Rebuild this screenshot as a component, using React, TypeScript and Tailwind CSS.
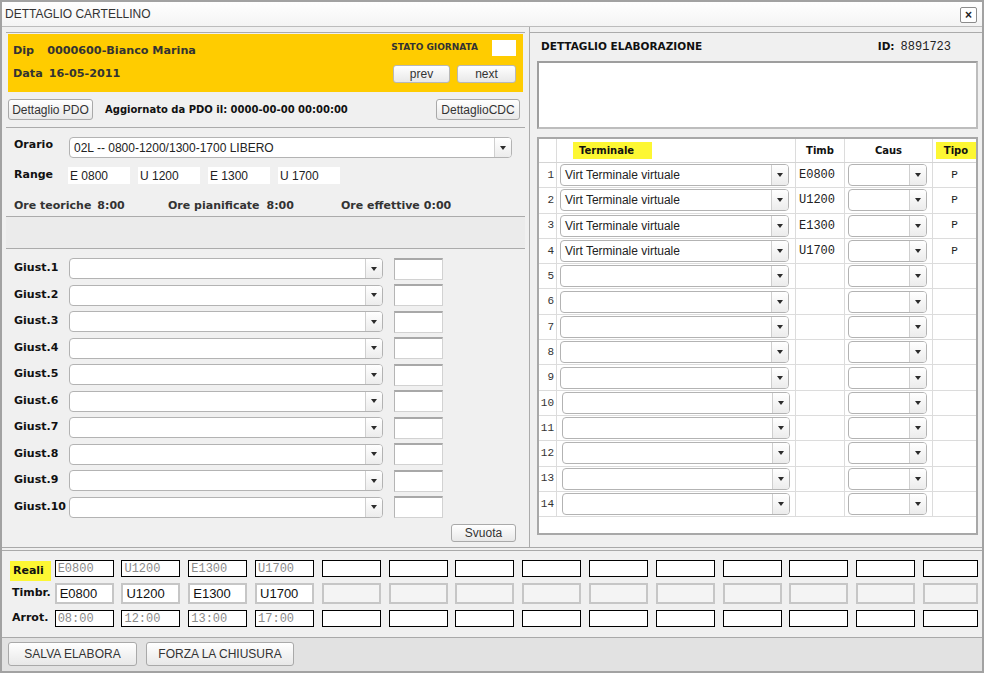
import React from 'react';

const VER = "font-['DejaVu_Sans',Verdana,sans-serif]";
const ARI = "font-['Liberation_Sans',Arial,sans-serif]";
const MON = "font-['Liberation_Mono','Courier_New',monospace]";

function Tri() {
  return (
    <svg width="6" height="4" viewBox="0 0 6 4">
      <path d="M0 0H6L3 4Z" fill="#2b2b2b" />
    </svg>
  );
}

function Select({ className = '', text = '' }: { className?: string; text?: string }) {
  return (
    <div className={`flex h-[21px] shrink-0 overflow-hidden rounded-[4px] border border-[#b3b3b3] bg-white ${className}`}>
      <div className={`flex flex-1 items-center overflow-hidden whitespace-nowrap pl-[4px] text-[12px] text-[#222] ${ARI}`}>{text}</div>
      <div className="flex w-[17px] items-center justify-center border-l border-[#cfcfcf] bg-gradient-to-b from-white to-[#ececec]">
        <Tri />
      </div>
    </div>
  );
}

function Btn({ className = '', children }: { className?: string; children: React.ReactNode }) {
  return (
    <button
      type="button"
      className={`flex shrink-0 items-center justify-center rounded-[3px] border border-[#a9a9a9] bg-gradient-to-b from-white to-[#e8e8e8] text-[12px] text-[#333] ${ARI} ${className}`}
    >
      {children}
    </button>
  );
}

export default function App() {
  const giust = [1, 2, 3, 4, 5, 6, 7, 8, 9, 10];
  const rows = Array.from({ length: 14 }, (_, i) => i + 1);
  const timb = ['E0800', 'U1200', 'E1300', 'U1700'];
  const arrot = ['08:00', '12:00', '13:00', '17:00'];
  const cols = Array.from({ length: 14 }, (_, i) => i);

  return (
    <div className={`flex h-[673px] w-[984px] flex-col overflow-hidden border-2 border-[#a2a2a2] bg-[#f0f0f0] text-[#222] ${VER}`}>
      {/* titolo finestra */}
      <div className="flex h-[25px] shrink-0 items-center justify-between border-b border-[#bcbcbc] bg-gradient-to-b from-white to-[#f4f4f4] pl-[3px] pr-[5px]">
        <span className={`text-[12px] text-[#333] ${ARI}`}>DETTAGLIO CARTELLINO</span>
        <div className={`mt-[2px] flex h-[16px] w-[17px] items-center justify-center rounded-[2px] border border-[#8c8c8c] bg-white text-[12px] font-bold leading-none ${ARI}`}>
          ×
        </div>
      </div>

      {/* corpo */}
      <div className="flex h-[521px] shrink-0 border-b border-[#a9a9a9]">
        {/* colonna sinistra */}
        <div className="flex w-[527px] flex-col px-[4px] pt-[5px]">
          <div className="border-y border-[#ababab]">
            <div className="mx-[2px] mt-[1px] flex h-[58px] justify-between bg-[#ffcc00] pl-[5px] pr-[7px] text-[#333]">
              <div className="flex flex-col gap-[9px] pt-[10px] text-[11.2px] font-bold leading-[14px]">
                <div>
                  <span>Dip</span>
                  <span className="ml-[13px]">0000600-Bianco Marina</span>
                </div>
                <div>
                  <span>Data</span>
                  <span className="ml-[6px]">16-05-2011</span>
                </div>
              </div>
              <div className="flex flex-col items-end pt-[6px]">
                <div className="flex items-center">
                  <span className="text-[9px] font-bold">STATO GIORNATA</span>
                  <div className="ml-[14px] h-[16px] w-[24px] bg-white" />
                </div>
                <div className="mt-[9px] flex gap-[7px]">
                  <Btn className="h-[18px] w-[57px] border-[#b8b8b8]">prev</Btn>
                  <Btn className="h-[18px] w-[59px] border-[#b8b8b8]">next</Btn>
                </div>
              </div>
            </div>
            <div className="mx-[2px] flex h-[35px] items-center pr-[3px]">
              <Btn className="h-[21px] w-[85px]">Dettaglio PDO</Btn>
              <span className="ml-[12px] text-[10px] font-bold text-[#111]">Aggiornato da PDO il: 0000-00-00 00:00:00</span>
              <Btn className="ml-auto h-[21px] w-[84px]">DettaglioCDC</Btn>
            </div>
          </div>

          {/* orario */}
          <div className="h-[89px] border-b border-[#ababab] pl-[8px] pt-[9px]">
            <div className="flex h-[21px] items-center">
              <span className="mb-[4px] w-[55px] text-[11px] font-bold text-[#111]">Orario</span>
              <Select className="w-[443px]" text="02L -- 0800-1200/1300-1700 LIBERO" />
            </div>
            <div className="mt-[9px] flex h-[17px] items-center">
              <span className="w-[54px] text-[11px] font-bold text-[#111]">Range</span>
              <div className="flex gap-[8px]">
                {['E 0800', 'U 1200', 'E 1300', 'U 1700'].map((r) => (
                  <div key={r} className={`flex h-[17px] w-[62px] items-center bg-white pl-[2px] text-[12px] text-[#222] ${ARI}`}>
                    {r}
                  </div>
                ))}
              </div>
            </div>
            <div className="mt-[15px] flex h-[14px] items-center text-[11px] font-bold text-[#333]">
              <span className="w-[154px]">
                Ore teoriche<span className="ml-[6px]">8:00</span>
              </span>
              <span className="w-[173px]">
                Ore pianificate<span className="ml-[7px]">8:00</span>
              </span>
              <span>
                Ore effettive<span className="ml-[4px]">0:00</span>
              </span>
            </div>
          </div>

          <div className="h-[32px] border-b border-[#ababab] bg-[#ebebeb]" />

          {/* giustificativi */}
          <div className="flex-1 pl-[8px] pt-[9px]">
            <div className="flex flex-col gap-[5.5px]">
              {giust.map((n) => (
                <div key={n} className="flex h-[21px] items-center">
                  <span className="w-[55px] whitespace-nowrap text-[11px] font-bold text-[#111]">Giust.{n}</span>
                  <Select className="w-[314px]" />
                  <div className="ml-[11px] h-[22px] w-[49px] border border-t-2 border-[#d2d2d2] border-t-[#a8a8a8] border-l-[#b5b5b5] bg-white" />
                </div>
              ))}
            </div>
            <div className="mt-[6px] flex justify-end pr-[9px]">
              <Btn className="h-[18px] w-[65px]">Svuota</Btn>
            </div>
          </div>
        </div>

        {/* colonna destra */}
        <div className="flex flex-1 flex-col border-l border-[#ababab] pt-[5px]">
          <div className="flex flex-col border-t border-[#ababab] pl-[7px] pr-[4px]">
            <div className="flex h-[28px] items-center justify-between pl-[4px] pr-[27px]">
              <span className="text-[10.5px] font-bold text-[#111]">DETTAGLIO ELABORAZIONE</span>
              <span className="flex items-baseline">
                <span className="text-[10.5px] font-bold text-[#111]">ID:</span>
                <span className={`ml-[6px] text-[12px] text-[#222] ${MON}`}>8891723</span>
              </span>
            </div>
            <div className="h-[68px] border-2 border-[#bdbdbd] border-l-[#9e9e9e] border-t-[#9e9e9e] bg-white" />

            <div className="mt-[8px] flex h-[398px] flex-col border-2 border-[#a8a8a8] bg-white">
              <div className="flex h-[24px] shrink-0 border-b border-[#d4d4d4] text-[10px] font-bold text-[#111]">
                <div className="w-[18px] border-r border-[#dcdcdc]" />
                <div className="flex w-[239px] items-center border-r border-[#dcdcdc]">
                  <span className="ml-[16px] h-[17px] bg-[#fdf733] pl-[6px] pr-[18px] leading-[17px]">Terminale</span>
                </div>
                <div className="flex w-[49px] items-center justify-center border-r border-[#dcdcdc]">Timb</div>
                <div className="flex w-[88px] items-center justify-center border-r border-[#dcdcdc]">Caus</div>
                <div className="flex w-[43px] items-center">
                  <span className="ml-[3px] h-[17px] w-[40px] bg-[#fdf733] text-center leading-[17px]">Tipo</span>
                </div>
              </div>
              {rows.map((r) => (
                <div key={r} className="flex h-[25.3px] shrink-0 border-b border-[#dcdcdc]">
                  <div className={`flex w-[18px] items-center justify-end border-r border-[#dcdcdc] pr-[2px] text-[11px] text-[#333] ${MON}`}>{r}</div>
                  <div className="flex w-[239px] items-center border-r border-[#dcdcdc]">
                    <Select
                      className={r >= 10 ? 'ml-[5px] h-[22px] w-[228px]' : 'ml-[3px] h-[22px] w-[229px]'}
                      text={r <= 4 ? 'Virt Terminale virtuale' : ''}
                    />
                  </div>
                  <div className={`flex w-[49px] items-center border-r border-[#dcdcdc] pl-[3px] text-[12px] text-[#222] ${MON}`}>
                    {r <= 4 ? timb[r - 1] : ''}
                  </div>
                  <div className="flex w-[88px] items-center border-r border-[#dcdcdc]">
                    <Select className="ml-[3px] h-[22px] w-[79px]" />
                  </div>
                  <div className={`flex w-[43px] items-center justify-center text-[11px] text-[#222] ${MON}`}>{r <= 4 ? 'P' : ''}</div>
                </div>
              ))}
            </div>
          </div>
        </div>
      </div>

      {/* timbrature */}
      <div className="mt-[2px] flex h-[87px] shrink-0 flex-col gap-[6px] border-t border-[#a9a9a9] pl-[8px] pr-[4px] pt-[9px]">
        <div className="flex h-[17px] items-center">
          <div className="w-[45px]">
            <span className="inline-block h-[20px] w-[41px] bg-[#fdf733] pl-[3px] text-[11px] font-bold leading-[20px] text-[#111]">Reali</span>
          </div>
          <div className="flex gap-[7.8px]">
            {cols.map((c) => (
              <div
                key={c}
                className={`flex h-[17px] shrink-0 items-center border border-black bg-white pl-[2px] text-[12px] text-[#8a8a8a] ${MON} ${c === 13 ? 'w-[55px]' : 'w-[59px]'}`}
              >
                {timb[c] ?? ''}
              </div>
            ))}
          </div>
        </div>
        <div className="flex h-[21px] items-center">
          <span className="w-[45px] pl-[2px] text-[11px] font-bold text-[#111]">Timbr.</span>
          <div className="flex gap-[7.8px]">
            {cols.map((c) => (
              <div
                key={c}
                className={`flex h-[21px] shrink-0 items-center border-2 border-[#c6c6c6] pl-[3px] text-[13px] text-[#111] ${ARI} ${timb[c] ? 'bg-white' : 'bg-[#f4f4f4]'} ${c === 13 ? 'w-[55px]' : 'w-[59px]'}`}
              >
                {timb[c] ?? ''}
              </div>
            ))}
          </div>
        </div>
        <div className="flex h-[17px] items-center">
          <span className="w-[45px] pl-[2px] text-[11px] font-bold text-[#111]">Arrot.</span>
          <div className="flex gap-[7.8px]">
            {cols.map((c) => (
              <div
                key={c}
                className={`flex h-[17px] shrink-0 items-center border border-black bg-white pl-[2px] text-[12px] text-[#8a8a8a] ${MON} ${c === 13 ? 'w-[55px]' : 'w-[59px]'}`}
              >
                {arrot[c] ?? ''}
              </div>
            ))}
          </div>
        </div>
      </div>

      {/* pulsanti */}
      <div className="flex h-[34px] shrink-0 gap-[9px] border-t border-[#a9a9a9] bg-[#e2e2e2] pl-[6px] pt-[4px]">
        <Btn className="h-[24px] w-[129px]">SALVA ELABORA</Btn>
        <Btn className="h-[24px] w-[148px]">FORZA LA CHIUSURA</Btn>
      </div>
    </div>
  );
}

•••••

Exercise instructions>
Exactly how many lines in the data above contain the word "React"? Respond with the number and nothing more.

Solution for this problem>
3